What is needed. Locate every line that holds the string "this" and copy it.

[Records excerpted from a collection]
━━━━
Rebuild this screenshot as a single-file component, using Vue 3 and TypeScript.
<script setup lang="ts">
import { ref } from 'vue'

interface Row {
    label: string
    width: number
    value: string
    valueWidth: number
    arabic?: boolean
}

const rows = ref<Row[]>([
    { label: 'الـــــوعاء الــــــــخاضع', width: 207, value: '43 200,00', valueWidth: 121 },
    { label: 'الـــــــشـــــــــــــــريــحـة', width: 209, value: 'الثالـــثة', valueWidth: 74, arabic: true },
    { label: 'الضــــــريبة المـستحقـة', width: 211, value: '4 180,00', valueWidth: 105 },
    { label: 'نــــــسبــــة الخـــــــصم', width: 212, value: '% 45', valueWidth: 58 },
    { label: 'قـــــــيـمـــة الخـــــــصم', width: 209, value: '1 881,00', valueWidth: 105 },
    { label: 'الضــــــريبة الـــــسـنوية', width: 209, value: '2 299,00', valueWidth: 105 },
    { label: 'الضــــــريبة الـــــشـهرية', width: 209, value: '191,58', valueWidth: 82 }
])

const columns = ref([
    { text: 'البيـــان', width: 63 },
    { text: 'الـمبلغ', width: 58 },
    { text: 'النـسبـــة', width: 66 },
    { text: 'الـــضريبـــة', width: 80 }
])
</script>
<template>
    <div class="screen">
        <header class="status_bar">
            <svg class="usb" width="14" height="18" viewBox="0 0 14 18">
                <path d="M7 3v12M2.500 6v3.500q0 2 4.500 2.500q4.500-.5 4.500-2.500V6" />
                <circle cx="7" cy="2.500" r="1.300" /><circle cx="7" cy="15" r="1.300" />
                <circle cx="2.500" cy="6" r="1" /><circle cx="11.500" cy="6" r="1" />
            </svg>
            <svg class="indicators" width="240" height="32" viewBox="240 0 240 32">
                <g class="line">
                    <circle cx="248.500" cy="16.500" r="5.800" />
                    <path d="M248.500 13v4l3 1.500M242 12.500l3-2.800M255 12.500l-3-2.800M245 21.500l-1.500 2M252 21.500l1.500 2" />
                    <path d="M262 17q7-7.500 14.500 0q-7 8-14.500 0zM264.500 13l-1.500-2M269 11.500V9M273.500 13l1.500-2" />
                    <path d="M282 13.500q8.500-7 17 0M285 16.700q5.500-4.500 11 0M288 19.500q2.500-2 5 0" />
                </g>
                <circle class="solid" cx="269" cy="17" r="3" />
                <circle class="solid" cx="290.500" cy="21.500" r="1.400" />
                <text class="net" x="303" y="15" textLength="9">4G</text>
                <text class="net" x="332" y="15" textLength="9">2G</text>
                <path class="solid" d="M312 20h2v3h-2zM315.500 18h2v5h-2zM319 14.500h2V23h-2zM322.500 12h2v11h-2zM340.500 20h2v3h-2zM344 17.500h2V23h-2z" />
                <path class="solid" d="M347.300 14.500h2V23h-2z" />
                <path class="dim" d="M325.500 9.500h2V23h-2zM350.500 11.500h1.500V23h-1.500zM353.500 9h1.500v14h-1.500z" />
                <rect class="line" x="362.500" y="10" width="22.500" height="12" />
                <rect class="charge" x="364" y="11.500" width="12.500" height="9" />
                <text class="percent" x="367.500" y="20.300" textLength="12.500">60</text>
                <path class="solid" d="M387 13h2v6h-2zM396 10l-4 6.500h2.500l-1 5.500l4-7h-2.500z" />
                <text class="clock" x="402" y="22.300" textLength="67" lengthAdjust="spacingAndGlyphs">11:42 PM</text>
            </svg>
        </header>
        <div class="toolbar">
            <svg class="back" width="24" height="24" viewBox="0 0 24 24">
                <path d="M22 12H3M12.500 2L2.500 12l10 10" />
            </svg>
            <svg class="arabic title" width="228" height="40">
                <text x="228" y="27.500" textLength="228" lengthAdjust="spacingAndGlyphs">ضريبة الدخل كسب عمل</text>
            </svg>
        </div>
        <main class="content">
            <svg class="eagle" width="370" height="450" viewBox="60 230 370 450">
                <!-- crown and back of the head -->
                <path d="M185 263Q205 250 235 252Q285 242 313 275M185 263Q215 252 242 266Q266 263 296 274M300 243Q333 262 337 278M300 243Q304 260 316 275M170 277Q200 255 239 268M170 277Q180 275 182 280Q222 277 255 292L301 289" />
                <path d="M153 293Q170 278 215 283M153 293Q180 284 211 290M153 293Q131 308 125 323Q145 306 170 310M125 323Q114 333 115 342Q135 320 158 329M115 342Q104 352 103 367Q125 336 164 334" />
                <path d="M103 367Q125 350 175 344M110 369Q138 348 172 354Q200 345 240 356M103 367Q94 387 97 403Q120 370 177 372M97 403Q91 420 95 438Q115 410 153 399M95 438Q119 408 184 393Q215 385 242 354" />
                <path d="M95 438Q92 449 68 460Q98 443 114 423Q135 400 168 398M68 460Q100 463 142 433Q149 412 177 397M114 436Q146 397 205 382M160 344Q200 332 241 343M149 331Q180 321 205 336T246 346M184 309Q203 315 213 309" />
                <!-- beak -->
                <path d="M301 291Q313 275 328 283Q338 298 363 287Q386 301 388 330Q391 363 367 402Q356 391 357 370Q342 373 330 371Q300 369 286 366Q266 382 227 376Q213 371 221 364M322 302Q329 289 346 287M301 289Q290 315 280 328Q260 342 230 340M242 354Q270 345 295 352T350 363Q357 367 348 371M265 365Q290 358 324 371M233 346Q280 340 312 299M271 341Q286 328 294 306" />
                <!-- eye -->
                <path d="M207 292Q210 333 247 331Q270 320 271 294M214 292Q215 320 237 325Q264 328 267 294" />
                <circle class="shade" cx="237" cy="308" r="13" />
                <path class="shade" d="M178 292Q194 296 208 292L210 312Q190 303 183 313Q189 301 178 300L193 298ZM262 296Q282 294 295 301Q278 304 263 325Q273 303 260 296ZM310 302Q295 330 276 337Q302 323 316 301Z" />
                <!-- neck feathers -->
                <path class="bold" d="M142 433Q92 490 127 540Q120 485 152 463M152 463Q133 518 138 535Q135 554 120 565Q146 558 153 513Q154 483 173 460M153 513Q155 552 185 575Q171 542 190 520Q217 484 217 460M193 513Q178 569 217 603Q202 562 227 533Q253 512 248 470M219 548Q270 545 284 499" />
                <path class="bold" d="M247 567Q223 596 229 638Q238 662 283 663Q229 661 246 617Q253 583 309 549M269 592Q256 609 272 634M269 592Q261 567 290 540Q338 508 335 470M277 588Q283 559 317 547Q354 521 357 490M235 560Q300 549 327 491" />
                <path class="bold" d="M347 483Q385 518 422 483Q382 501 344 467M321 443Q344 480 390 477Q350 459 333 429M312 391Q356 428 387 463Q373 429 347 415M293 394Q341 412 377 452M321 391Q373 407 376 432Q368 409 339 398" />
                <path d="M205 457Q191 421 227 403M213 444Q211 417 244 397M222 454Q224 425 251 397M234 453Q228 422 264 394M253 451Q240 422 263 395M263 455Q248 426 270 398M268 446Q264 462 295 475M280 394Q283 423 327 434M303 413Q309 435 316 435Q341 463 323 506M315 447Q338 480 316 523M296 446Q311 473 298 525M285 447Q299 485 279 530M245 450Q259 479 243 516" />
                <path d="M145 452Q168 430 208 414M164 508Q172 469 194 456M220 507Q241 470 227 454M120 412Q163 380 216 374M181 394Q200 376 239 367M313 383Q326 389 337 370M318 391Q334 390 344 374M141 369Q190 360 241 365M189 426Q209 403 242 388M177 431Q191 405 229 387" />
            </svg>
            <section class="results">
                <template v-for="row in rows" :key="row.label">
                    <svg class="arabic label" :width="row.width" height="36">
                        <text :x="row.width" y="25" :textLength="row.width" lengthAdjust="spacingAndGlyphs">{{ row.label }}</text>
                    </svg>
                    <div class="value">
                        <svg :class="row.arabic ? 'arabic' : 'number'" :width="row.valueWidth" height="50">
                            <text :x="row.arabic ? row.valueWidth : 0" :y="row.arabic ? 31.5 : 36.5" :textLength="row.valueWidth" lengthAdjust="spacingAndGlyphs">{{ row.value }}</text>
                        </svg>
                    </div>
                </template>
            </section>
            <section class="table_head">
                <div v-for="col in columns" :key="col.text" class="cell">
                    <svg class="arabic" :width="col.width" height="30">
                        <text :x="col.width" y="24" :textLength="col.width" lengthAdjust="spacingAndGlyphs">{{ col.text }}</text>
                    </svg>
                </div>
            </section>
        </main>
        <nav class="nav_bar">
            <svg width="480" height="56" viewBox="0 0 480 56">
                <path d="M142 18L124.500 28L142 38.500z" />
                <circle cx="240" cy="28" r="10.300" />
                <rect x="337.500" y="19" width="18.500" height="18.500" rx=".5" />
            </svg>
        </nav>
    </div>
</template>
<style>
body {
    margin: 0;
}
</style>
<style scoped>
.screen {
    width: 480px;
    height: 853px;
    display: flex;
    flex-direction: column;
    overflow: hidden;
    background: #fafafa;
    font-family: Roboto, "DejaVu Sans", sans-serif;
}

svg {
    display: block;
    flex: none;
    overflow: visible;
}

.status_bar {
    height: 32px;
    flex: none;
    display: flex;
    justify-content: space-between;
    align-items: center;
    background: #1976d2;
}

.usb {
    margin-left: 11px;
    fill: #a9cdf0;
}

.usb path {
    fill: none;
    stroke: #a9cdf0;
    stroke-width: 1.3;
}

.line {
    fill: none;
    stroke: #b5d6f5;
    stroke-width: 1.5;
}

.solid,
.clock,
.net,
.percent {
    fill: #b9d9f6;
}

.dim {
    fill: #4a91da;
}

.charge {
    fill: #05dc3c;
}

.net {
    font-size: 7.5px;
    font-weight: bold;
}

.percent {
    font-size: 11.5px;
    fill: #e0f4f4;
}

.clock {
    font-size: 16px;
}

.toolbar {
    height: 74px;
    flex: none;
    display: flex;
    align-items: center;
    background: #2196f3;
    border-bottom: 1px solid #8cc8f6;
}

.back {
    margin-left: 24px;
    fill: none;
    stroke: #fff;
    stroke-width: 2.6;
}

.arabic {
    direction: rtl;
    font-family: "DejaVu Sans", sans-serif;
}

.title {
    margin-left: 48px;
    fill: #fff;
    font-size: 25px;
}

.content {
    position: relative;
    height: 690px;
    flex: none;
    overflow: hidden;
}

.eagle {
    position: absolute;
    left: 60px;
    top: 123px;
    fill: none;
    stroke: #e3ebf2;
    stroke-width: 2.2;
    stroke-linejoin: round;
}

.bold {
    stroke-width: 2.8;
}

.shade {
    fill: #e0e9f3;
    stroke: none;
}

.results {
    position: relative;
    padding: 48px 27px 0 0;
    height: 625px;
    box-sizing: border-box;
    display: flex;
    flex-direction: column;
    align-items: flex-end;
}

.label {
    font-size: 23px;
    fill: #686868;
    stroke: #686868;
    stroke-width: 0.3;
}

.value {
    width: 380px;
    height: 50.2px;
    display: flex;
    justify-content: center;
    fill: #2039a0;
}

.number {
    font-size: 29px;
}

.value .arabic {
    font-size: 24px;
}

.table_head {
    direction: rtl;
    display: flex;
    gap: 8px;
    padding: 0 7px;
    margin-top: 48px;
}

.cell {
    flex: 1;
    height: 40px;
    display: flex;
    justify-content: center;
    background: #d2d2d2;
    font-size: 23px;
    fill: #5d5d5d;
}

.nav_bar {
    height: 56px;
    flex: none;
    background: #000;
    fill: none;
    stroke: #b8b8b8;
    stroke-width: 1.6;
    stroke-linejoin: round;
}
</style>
━━━━
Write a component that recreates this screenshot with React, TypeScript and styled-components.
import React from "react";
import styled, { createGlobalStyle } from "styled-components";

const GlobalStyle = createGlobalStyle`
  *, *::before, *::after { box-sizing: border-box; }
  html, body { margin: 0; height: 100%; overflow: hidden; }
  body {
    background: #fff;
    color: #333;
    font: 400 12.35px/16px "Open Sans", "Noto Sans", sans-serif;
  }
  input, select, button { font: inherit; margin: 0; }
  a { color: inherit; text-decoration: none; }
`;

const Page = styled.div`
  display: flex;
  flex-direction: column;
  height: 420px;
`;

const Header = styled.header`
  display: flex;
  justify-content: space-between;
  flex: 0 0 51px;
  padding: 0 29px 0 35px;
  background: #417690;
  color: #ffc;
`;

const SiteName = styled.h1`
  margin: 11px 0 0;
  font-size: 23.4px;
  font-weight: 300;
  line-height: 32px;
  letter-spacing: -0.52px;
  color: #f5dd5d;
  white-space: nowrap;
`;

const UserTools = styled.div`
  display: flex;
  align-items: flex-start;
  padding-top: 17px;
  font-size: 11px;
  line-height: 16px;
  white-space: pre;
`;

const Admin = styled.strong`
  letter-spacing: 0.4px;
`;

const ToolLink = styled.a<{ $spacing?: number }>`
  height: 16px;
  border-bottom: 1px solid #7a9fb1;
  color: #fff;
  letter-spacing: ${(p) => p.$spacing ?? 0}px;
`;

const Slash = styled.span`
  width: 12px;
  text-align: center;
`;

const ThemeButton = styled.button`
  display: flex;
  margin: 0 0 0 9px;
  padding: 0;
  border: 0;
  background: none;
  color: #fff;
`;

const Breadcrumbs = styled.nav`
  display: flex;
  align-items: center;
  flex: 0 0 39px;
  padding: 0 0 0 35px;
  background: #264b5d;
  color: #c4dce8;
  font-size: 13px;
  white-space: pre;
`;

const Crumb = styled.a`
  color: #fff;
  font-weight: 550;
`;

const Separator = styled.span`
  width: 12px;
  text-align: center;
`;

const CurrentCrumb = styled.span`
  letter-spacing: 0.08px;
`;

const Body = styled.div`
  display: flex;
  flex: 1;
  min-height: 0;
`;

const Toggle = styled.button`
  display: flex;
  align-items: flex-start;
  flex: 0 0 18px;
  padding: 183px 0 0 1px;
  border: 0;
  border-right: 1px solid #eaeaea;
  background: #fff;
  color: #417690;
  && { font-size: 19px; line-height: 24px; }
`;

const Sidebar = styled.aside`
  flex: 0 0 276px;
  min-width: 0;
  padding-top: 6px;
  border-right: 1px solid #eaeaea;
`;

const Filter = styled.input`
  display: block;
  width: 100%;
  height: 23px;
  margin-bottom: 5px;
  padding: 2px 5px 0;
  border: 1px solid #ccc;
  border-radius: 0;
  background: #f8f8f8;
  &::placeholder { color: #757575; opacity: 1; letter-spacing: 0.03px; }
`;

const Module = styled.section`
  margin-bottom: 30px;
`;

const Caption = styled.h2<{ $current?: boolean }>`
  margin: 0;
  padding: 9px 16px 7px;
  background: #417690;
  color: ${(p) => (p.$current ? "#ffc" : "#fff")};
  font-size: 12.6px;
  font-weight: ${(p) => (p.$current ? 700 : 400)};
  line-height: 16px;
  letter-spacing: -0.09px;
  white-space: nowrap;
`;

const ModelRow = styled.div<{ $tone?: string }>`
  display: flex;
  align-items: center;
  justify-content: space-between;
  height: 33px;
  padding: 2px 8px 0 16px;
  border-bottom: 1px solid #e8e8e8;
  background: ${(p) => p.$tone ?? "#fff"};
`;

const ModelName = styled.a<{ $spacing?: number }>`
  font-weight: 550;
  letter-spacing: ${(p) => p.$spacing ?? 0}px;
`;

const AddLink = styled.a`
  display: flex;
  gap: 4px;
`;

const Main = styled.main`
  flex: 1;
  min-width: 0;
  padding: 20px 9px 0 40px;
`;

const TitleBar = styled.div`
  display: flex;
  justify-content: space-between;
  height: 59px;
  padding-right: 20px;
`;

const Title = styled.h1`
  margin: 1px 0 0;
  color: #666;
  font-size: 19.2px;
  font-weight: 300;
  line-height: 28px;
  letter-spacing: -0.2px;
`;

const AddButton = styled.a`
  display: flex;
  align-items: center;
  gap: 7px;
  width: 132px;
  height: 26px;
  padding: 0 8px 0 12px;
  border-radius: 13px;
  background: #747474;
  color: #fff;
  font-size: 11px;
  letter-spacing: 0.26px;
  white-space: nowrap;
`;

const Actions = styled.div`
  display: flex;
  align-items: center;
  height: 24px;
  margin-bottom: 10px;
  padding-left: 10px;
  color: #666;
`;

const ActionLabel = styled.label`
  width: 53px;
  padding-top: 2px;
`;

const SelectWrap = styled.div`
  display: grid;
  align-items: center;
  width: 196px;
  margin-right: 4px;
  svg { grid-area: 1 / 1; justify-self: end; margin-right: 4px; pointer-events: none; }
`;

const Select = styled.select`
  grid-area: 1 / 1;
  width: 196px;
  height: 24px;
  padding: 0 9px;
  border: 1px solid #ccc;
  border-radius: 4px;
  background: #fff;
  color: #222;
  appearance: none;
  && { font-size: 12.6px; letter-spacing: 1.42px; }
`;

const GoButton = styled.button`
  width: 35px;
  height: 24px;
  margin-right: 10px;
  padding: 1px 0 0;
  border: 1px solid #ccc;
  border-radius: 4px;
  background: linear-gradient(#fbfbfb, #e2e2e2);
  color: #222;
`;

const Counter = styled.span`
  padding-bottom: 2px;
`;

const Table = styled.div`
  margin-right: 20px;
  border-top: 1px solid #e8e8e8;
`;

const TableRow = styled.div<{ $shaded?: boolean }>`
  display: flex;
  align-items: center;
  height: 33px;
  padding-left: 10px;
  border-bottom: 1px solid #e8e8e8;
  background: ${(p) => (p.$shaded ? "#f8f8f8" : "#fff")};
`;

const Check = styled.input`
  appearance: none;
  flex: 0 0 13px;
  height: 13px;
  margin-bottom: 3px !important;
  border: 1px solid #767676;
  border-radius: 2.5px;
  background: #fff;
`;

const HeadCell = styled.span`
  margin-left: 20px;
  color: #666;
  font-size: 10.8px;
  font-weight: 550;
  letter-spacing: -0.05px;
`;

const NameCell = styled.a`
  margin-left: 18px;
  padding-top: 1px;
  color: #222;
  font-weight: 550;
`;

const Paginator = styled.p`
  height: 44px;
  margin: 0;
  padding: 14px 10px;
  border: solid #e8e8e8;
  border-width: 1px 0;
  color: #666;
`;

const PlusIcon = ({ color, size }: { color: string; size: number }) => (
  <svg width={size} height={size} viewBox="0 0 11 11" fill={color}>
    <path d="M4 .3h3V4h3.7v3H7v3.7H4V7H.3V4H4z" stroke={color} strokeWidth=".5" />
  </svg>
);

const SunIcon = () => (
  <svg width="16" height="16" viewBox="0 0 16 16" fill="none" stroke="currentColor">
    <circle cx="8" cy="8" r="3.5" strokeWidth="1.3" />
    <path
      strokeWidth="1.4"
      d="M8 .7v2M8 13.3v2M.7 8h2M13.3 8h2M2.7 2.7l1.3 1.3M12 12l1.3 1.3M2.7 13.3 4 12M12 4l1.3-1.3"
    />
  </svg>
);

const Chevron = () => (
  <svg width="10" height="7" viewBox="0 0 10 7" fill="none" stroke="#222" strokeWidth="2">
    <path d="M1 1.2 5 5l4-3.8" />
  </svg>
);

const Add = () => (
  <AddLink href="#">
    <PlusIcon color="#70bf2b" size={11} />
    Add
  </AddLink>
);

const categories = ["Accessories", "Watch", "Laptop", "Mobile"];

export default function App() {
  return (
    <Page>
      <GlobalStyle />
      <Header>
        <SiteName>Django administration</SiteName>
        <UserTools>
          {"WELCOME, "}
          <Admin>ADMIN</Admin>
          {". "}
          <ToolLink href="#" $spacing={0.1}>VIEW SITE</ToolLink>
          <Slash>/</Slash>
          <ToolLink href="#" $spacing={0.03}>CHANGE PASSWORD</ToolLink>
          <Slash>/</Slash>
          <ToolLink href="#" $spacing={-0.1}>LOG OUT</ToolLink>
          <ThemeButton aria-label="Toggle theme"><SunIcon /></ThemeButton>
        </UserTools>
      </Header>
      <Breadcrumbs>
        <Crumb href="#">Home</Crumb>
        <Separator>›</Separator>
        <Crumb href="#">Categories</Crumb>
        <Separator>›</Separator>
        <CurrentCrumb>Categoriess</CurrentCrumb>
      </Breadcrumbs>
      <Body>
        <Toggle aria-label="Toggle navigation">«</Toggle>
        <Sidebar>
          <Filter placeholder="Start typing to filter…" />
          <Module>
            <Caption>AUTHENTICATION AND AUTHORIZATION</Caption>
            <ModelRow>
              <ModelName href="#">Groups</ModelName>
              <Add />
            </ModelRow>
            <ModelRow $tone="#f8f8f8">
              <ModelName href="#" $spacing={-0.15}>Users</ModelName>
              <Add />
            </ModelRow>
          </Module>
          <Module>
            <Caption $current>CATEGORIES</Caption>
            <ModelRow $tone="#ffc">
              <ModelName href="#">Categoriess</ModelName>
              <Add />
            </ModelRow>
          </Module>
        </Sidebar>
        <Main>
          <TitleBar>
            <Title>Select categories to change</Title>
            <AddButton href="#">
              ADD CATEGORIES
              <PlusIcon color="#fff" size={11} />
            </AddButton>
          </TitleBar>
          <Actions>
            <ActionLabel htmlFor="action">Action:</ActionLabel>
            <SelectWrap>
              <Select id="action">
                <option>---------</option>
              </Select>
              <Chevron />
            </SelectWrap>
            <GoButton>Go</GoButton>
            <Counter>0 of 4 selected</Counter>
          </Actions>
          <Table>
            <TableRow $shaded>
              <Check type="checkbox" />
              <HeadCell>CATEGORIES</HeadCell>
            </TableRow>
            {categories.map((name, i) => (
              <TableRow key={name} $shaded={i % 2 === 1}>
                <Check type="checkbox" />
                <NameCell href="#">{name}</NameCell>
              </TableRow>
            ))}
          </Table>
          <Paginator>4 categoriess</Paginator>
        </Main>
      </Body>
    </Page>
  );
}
━━━━
Result.
Rebuild this screenshot as a single-file component, using Vue 3 and TypeScript.
Write a component that recreates this screenshot with React, TypeScript and styled-components.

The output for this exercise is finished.